Are you sure it's not a toque?

You're right, it's NOT a beanie. But I think beanies are now called simply "propeller-hats". As in, "Mom! Look at my propeller-hat! I'm gonna fly because there is a propeller attached to my hat! My propeller-hat! Weeeee!"

This is too-soon nostalgia run amok. Or just the wrong emphasis of prolonged adolescence- the wont to cute shit up for no good reason. I'll bet something is a binkie too, like an exfoliating washcloth or something.

Pom-poms? I thought those were for cheerleaders.

I'm 37 and I prefer the term toque or skull cap.

I have heard them referred to as beanies, ski caps, and the ocassional toboggan.

When I hear toboggan, I think sled. But according to Princeton, the definition for the word says it's a woolen cap with a tassle.

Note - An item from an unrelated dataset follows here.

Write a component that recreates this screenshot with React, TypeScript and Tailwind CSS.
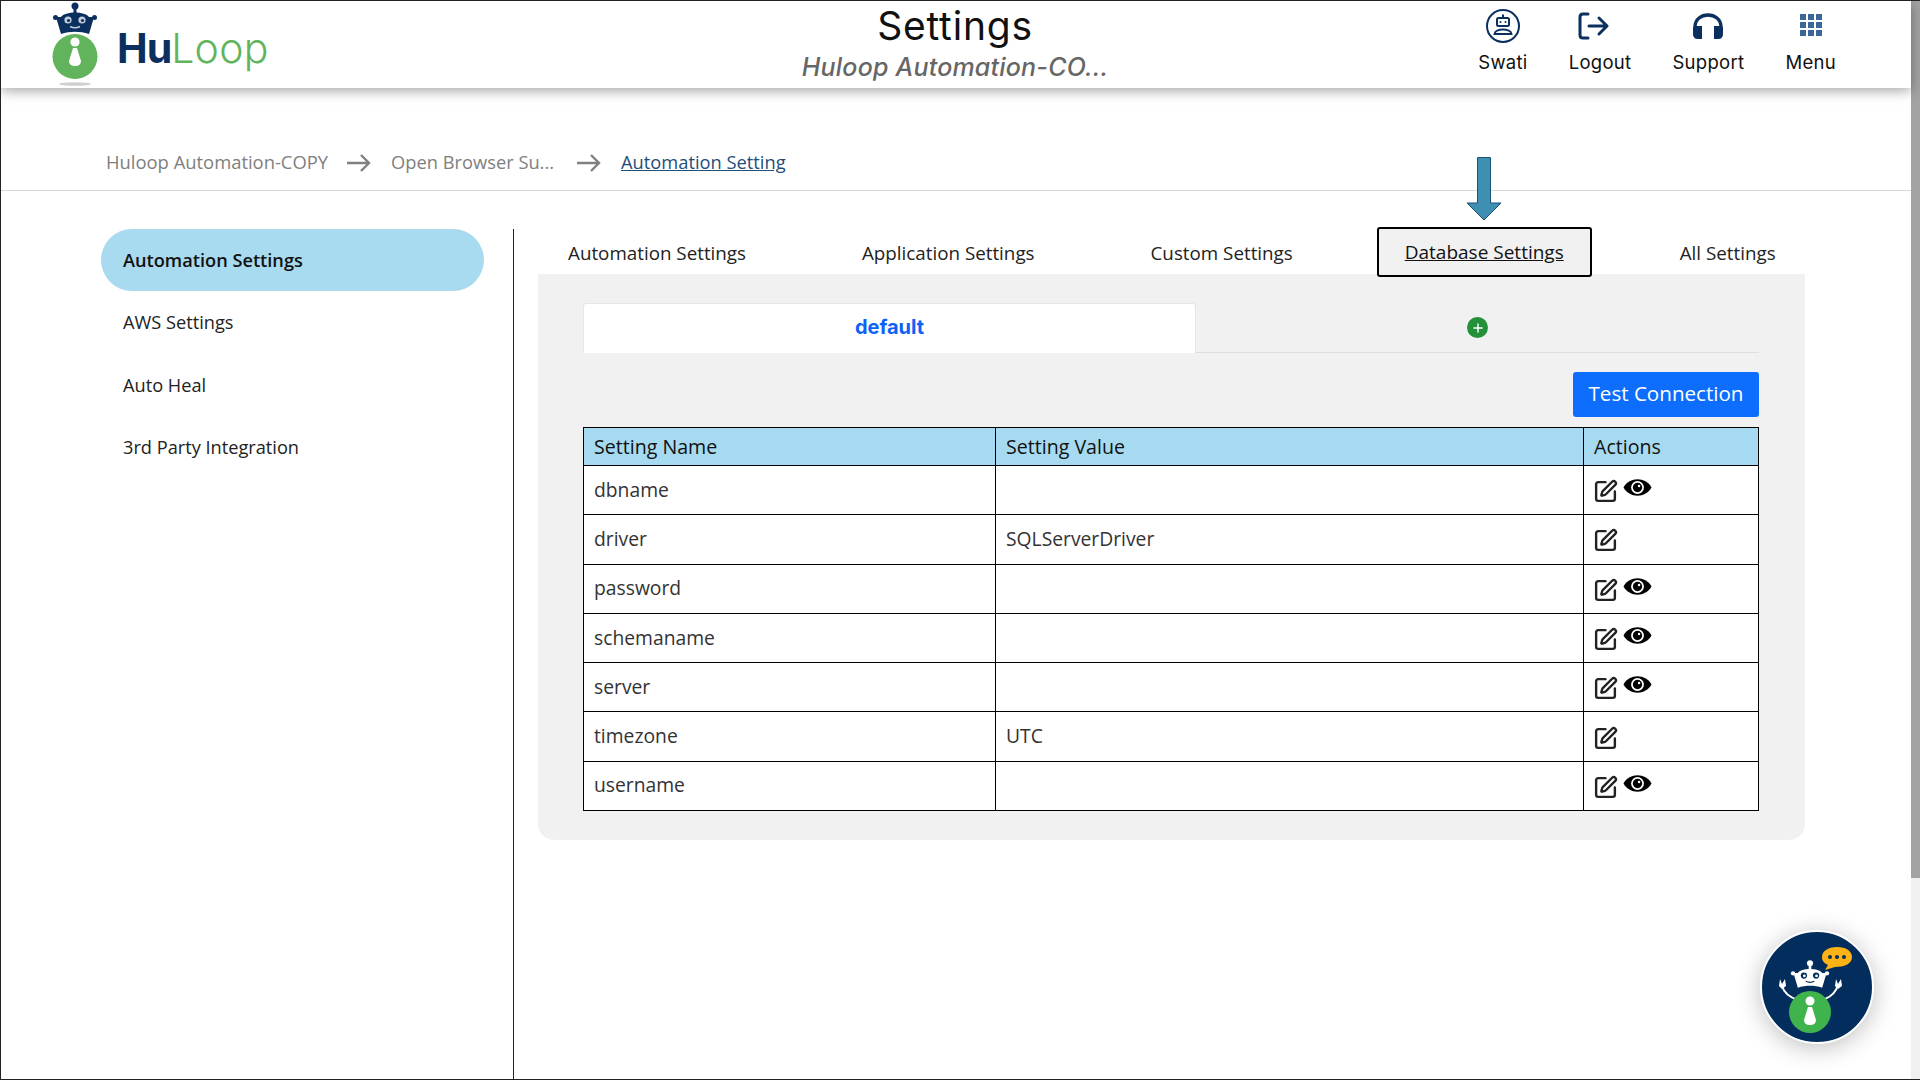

I think you have a toboggan.

It definitely depends on where you are. Here in KY, its toboggan. Or just plain hat. I bet you looked smashing in it, nonetheless.

Is this perhaps a 36-year-old guy thing? My husband is the same age, and he recently revealed to me that he's been absolutely burning for a toque with a giant pompom on it, that he's tired of living a lie, and that he couldn't be happy another day without one. He looked at the toques at American Apparel, but they were, apparently, inadequate to his needs. He ended up making his own. I am, sadly, not kidding. He wrote about it here:

http://radio3.cbc.ca/blogs/2006/11/Radio-3-Toque-20-How-to-Make-a-Pompom

You guys should get together sometime to talk about toddlers, headgear, and proper bong-cleaning technique.

it's definitely a regional thing. in tennessee, i hear everything from ski cap to beanie to toboggan to plain ol' hat.

I've only ever heard of that hat being called a beanie. But then, I'm a native Californian. Tell me--did you decorate Pee Chee folders there in Arizona high schools?

I always thought Jughead wore a crown. As if he were king of sloth and gluttony or something.

Geez--I thought people from Wisconsin were the only people who called those things toboggans. I call them watch caps. Skull caps are the type of headache you get from drinking Schlitz.